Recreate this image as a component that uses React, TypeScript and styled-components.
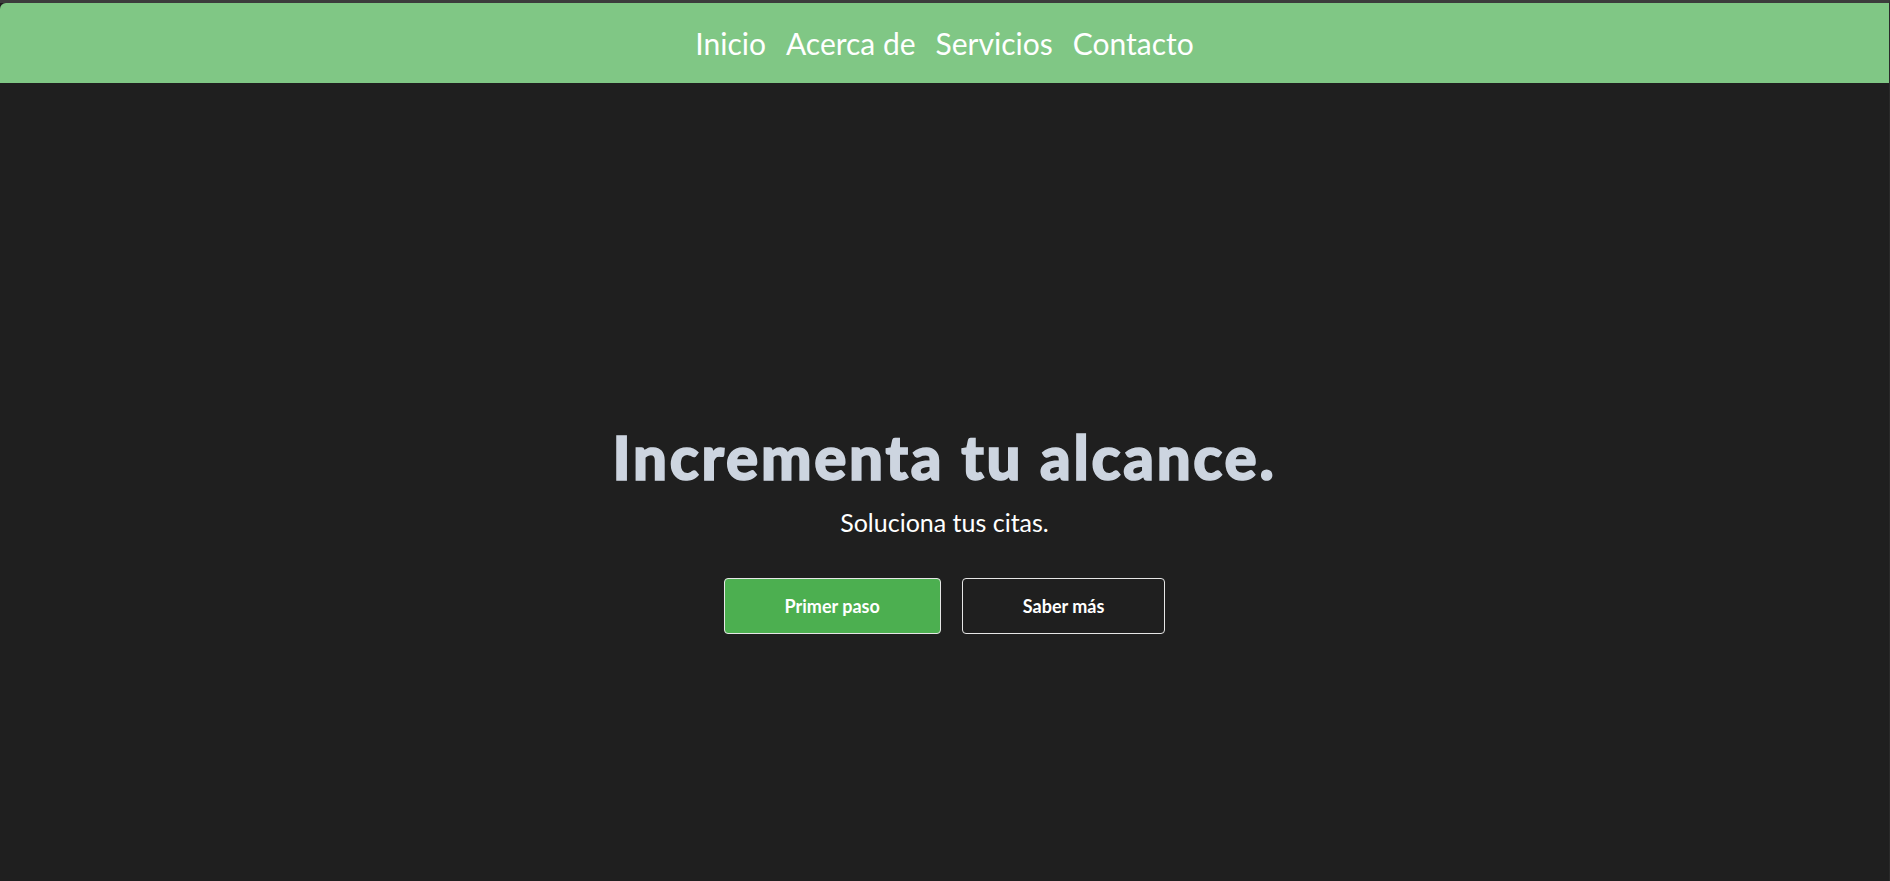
import React from "react";
import styled, { createGlobalStyle } from "styled-components";

const GlobalStyle = createGlobalStyle`
  html, body {
    margin: 0;
    padding: 0;
    background: #1f1f1f;
    font-family: Lato, "Noto Sans", sans-serif;
  }
  * { box-sizing: border-box; }
`;

const Page = styled.div`
  border-top: 3px solid #3c3c3c;
  border-right: 1px solid #2a2a2a;
  background: #1f1f1f;
`;

const Header = styled.header`
  height: 80px;
  background: #80c785;
  border-top-left-radius: 6px;
  display: flex;
  justify-content: center;
  align-items: center;
`;

const Nav = styled.nav`
  display: flex;
  gap: 20px;
`;

const NavLink = styled.a`
  color: #ffffff;
  font-size: 30px;
  text-decoration: none;
  line-height: 1;
`;

const Hero = styled.main`
  height: 881px;
  padding-top: 8px;
  display: flex;
  flex-direction: column;
  align-items: center;
  justify-content: center;
`;

const Title = styled.h1`
  margin: 0;
  font-size: 60px;
  font-weight: 900;
  letter-spacing: 2.7px;
  -webkit-text-stroke: 1.6px #cdd5e0;
  color: #cdd5e0;
  line-height: 1.2;
`;

const Subtitle = styled.p`
  margin: 13px 0 0;
  font-size: 25px;
  color: #ffffff;
  line-height: 1.3;
`;

const Actions = styled.div`
  display: flex;
  gap: 21px;
  margin-top: 39px;
`;

const Button = styled.button<{ $primary?: boolean }>`
  height: 56px;
  padding: 0 60px;
  border: 1px solid #e6e6e6;
  border-radius: 4px;
  background: ${(p) => (p.$primary ? "#4caf50" : "#1f1f1f")};
  color: #ffffff;
  font-family: inherit;
  font-size: 18px;
  font-weight: 700;
  cursor: pointer;
`;

export default function App() {
  return (
    <Page>
      <GlobalStyle />
      <Header>
        <Nav>
          <NavLink href="#">Inicio</NavLink>
          <NavLink href="#">Acerca de</NavLink>
          <NavLink href="#">Servicios</NavLink>
          <NavLink href="#">Contacto</NavLink>
        </Nav>
      </Header>
      <Hero>
        <Title>Incrementa tu alcance.</Title>
        <Subtitle>Soluciona tus citas.</Subtitle>
        <Actions>
          <Button $primary>Primer paso</Button>
          <Button>Saber más</Button>
        </Actions>
      </Hero>
    </Page>
  );
}
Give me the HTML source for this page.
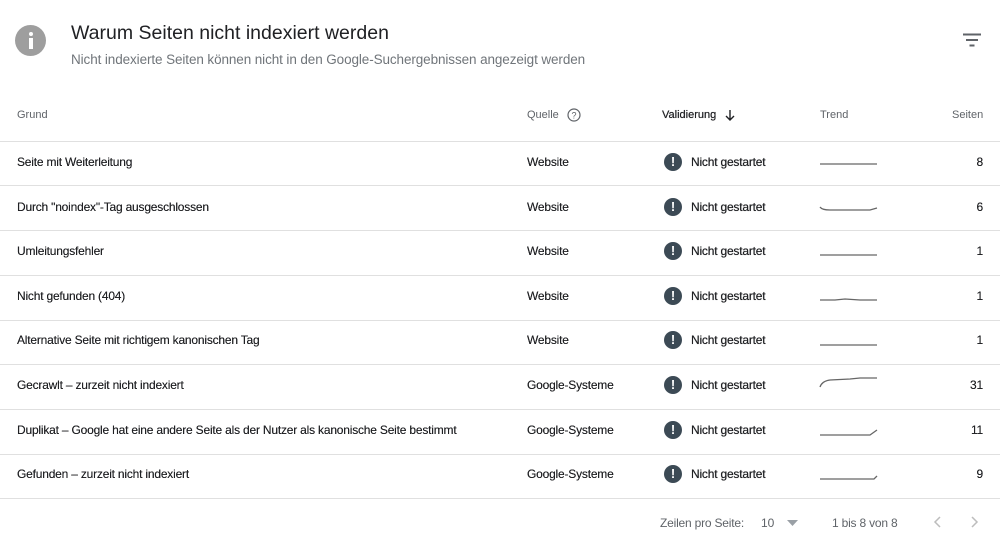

Task statement: Your copy should hold every record word for word and none of the pictures.

Full output:
Recreate this image as a component that uses React, TypeScript and styled-components.
import React from "react";
import styled, { createGlobalStyle } from "styled-components";

const GlobalStyle = createGlobalStyle`
  html, body {
    margin: 0;
    padding: 0;
    background: #1f1f1f;
    font-family: Lato, "Noto Sans", sans-serif;
  }
  * { box-sizing: border-box; }
`;

const Page = styled.div`
  border-top: 3px solid #3c3c3c;
  border-right: 1px solid #2a2a2a;
  background: #1f1f1f;
`;

const Header = styled.header`
  height: 80px;
  background: #80c785;
  border-top-left-radius: 6px;
  display: flex;
  justify-content: center;
  align-items: center;
`;

const Nav = styled.nav`
  display: flex;
  gap: 20px;
`;

const NavLink = styled.a`
  color: #ffffff;
  font-size: 30px;
  text-decoration: none;
  line-height: 1;
`;

const Hero = styled.main`
  height: 881px;
  padding-top: 8px;
  display: flex;
  flex-direction: column;
  align-items: center;
  justify-content: center;
`;

const Title = styled.h1`
  margin: 0;
  font-size: 60px;
  font-weight: 900;
  letter-spacing: 2.7px;
  -webkit-text-stroke: 1.6px #cdd5e0;
  color: #cdd5e0;
  line-height: 1.2;
`;

const Subtitle = styled.p`
  margin: 13px 0 0;
  font-size: 25px;
  color: #ffffff;
  line-height: 1.3;
`;

const Actions = styled.div`
  display: flex;
  gap: 21px;
  margin-top: 39px;
`;

const Button = styled.button<{ $primary?: boolean }>`
  height: 56px;
  padding: 0 60px;
  border: 1px solid #e6e6e6;
  border-radius: 4px;
  background: ${(p) => (p.$primary ? "#4caf50" : "#1f1f1f")};
  color: #ffffff;
  font-family: inherit;
  font-size: 18px;
  font-weight: 700;
  cursor: pointer;
`;

export default function App() {
  return (
    <Page>
      <GlobalStyle />
      <Header>
        <Nav>
          <NavLink href="#">Inicio</NavLink>
          <NavLink href="#">Acerca de</NavLink>
          <NavLink href="#">Servicios</NavLink>
          <NavLink href="#">Contacto</NavLink>
        </Nav>
      </Header>
      <Hero>
        <Title>Incrementa tu alcance.</Title>
        <Subtitle>Soluciona tus citas.</Subtitle>
        <Actions>
          <Button $primary>Primer paso</Button>
          <Button>Saber más</Button>
        </Actions>
      </Hero>
    </Page>
  );
}
Give me the HTML source for this page.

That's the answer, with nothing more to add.